Select language, opens an overlay

Comment

Hillbilly Elegy

a Memoir of a Family and Culture in Crisis
Nov 20, 2018DavidSpencer99 rated this title 4 out of 5 stars
Vance has constructed this heartwarming story to sort out his conflicted feelings, the culturally ingrained emotions that, by extension, he suspects his fellow Scots-Irish Appalachians share. Vance’s feelings pretty much begin and end with family loyalty shared by residents of “the holler” in Kentucky, but inferiority and defensiveness go with him to Ohio and stay with him through years in public school, the Marine Corps, Ohio State University, Yale Law School, and the writing of his book. What is the nature of such feelings? The hillbilly harbors a “deep skepticism of the very institutions of our society…becoming more and more mainstream. …Social psychologists have shown the group belief is a powerful motivator in performance. …if you think it’s hard to get ahead even when you try, then why try at all?” No amount of success can change that mindset, but J.D. and a few others in his family do counter-balance the negatives of hillbilly mindset with the positives of healthy family ties and a middle-class income. For Vance, a mentor or role model is the crucial factor. “Each [successful person] benefited from the same types of experience in one way or another. They had a family member they could count on.
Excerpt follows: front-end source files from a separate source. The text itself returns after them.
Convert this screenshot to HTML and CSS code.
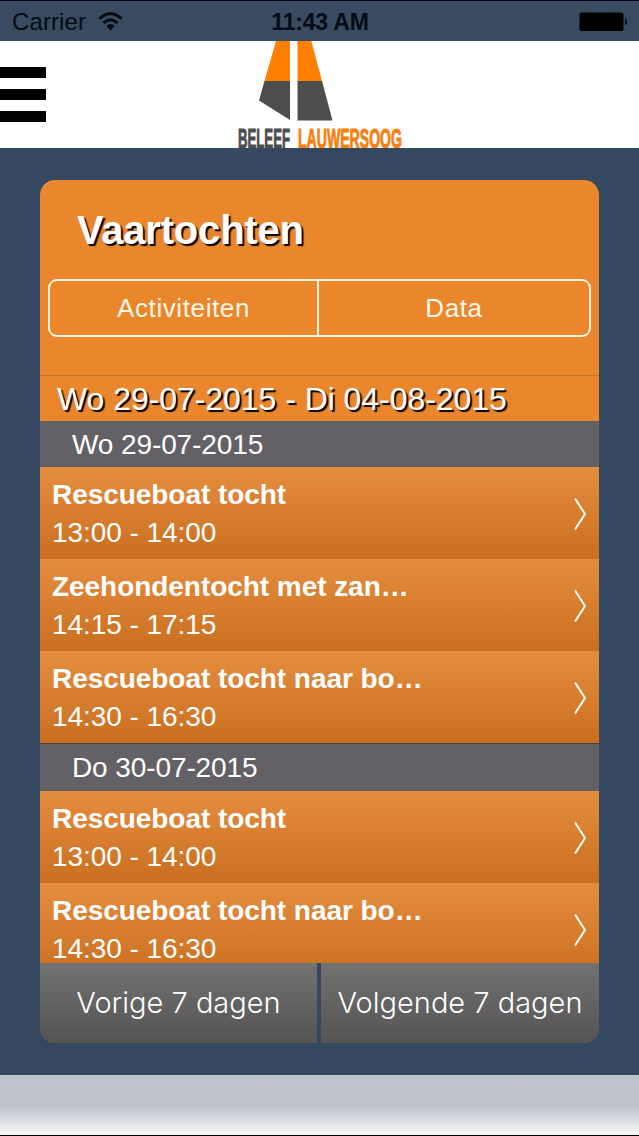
FILE: index.html
```html
<!DOCTYPE html>
<html lang="nl">
<head>
    <meta charset="utf-8">
    <title>Vaartochten</title>
    <link rel="stylesheet" href="styles.css">
</head>
<body>
    <div class="status-bar">
        <div class="carrier">
            <span>Carrier</span>
            <svg width="26" height="20" viewBox="0 0 26 20">
                <path d="M1.5 6.6 Q12.5 -3 23.5 6.6" fill="none" stroke="#050a14" stroke-width="3"/>
                <path d="M5.5 11 Q12.5 4.6 19.5 11" fill="none" stroke="#050a14" stroke-width="3"/>
                <path d="M8.4 14 Q12.5 10.2 16.6 14 L12.5 18.4 Z" fill="#050a14"/>
            </svg>
        </div>
        <div class="time">11:43 AM</div>
        <div class="battery">
            <svg width="50" height="20" viewBox="0 0 50 20">
                <rect x="1.5" y="0.5" width="44" height="18.5" rx="2" fill="#000"/>
                <path d="M47.5 6.5 Q49.5 9.5 47.5 13 Z" fill="#050a14" stroke="#050a14"/>
            </svg>
        </div>
    </div>

    <div class="header">
        <div class="menu">
            <span></span>
            <span></span>
            <span></span>
        </div>
        <svg class="logo" width="170" height="107" viewBox="235 41 170 107">
            <path d="M276 41 H290 V81 H264.5 Z" fill="#ff7f00"/>
            <path d="M297.5 41 H311.3 L322 81 H297.5 Z" fill="#ff7f00"/>
            <path d="M264.5 81 H290 V120 L259 100.5 Z" fill="#4d4d4d"/>
            <path d="M297.5 81 H322 L332.5 120.5 H297.5 Z" fill="#4d4d4d"/>
            <text class="logo-text" x="238" y="148" textLength="52" lengthAdjust="spacingAndGlyphs" fill="#4d4a50" stroke="#4d4a50">BELEEF</text>
            <text class="logo-text" x="298" y="148" textLength="104" lengthAdjust="spacingAndGlyphs" fill="#f77f10" stroke="#f77f10">LAUWERSOOG</text>
        </svg>
    </div>

    <div class="card">
        <h1>Vaartochten</h1>
        <div class="tabs">
            <div class="tab">Activiteiten</div>
            <div class="tab">Data</div>
        </div>
        <div class="range">Wo 29-07-2015 - Di 04-08-2015</div>
        <div class="list">
            <div class="day">Wo 29-07-2015</div>
            <div class="trip">
                <div class="trip-text">
                    <div class="name">Rescueboat tocht</div>
                    <div class="hours">13:00 - 14:00</div>
                </div>
                <svg class="arrow" width="14" height="34" viewBox="0 0 14 34"><path d="M2 1.5 L12 17 L2 32.5"/></svg>
            </div>
            <div class="trip">
                <div class="trip-text">
                    <div class="name">Zeehondentocht met zan…</div>
                    <div class="hours">14:15 - 17:15</div>
                </div>
                <svg class="arrow" width="14" height="34" viewBox="0 0 14 34"><path d="M2 1.5 L12 17 L2 32.5"/></svg>
            </div>
            <div class="trip">
                <div class="trip-text">
                    <div class="name">Rescueboat tocht naar bo…</div>
                    <div class="hours">14:30 - 16:30</div>
                </div>
                <svg class="arrow" width="14" height="34" viewBox="0 0 14 34"><path d="M2 1.5 L12 17 L2 32.5"/></svg>
            </div>
            <div class="day day-next">Do 30-07-2015</div>
            <div class="trip">
                <div class="trip-text">
                    <div class="name">Rescueboat tocht</div>
                    <div class="hours">13:00 - 14:00</div>
                </div>
                <svg class="arrow" width="14" height="34" viewBox="0 0 14 34"><path d="M2 1.5 L12 17 L2 32.5"/></svg>
            </div>
            <div class="trip">
                <div class="trip-text">
                    <div class="name">Rescueboat tocht naar bo…</div>
                    <div class="hours">14:30 - 16:30</div>
                </div>
                <svg class="arrow" width="14" height="34" viewBox="0 0 14 34"><path d="M2 1.5 L12 17 L2 32.5"/></svg>
            </div>
        </div>
        <div class="pager">
            <div class="page-button">Vorige 7 dagen</div>
            <div class="page-button">Volgende 7 dagen</div>
        </div>
    </div>

    <div class="bottom-bar"></div>
</body>
</html>
```
FILE: styles.css
```css
* {
    box-sizing: border-box;
}

body {
    margin: 0;
    width: 639px;
    height: 1136px;
    overflow: hidden;
    background: #34495f;
    color: #fff;
    font-family: "Liberation Sans", Arial, sans-serif;
    white-space: nowrap;
}

.status-bar {
    display: grid;
    grid-template-columns: 1fr auto 1fr;
    align-items: center;
    height: 41px;
    padding: 2px 11px 0 12px;
    border-top: 1px solid #020618;
    background: #384b60;
    color: #050a14;
    font-size: 24px;
}

.carrier {
    display: flex;
    align-items: center;
    gap: 12px;
    letter-spacing: 0.1px;
}

.carrier svg {
    margin-top: -1px;
}

.time {
    font-size: 23px;
    font-weight: 600;
    letter-spacing: -0.2px;
}

.battery {
    display: flex;
    justify-content: flex-end;
}

.header {
    display: grid;
    grid-template-columns: 235px 170px;
    height: 107px;
    background: #fff;
}

.menu {
    display: flex;
    flex-direction: column;
    gap: 11px;
    padding-top: 26px;
}

.menu span {
    width: 45.5px;
    height: 11px;
    background: #000;
}

.logo-text {
    font-family: "Liberation Sans", Arial, sans-serif;
    font-size: 27px;
    font-weight: bold;
    stroke-width: 1px;
}

.card {
    display: flex;
    flex-direction: column;
    width: 559px;
    height: 863px;
    margin: 32px 0 0 40px;
    border-radius: 15px;
    overflow: hidden;
    background: #ea872c;
}

h1 {
    height: 99px;
    margin: 0;
    padding-left: 37px;
    font-size: 40px;
    line-height: 101px;
    letter-spacing: -0.2px;
    text-shadow: 2px 2px 1px #000;
}

.tabs {
    display: grid;
    grid-template-columns: 267px 1fr;
    height: 58px;
    margin: 0 8px 38px;
    border: 2px solid #fff4e0;
    border-radius: 9px;
}

.tab {
    color: #fff8e8;
    font-size: 26px;
    line-height: 55px;
    letter-spacing: 0.6px;
    text-align: center;
}

.tab + .tab {
    border-left: 2px solid #fff4e0;
}

.range {
    height: 46px;
    padding-left: 17px;
    border-top: 1px solid #c4762c;
    font-size: 32px;
    line-height: 46px;
    letter-spacing: -0.05px;
    text-shadow: 2px 2px 1px #000;
}

.list {
    height: 542px;
    overflow: hidden;
}

.day {
    height: 46px;
    padding-left: 32px;
    background: #636166;
    font-size: 28px;
    line-height: 48px;
    letter-spacing: -0.1px;
}

.day-next {
    height: 48px;
    border-top: 1px solid #454549;
}

.trip {
    display: flex;
    justify-content: space-between;
    align-items: center;
    height: 92px;
    padding: 0 12px;
    background: linear-gradient(#e58d3f, #c96f20);
}

.trip-text {
    padding-top: 1px;
    font-size: 28px;
    line-height: 38px;
    letter-spacing: -0.05px;
}

.name {
    font-weight: bold;
}

.arrow {
    margin-top: 2px;
}

.arrow path {
    fill: none;
    stroke: #fff;
    stroke-width: 2;
}

.pager {
    display: grid;
    grid-template-columns: 277px 1fr;
    gap: 4px;
    height: 80px;
    background: #34495f;
}

.page-button {
    background: linear-gradient(#727270, #565355);
    font-family: Inter, "Liberation Sans", sans-serif;
    font-weight: 300;
    font-size: 29px;
    line-height: 80px;
    text-align: center;
}

.bottom-bar {
    height: 61px;
    margin-top: 32px;
    border-bottom: 1px solid #000;
    background: linear-gradient(#bec5ca, #bfc2ca 50%, #cdd0d8 65%, #e2e4e9 82%, #f6f7f4);
}
```
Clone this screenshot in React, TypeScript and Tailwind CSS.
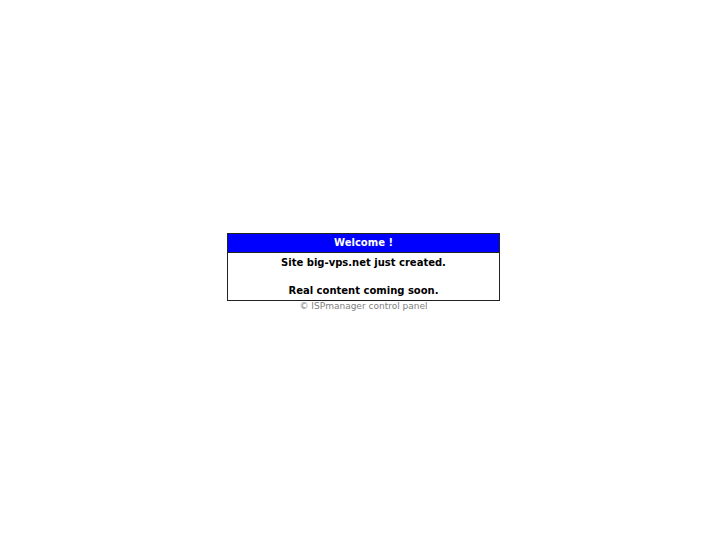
export default function App() {
  return (
    <main className="flex min-h-screen flex-col items-center justify-center bg-white font-['DejaVu_Sans',sans-serif]">
      <section className="w-3/8 border border-[#222222] text-center text-[10px] font-bold text-black">
        <h1 className="border-b border-[#222222] bg-[#0000ff] pt-[3px] pb-1 leading-[11px] text-white">Welcome !</h1>
        <div className="pt-[3px] pb-[2px] leading-[14px]">
          <p>Site big-vps.net just created.</p>
          <br />
          <p>Real content coming soon.</p>
        </div>
      </section>
      <footer className="text-[9px] leading-[11px] text-[#808080]">
        <a href="#">© ISPmanager control panel</a>
      </footer>
    </main>
  );
}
And they saw—from a family friend, an uncle, or a work mentor—what was available and what was possible.” His grandmother and his sister provided stability. His teachers and drill instructors guided him to new habits. He tells his story in sentences at an eighth-grade readability level that almost any reader could manage. Most of the subject matter is lightweight, even the occasional references to sources in academic literature. We get prurient incidents like the Kentucky businessman who takes an electric saw to the truck driver who insulted his sister. Vance teases us with the question: How did he do it? How did the hillbilly with no financial means graduate from Yale Law? Don’t take this story as a formula for upward mobility. We get no proportions of positives to negatives, no crucial combination needed to escape the mindset of the holler. As a result, it left me a little unsatisfied, taking away a few anecdotes but no break-through insights.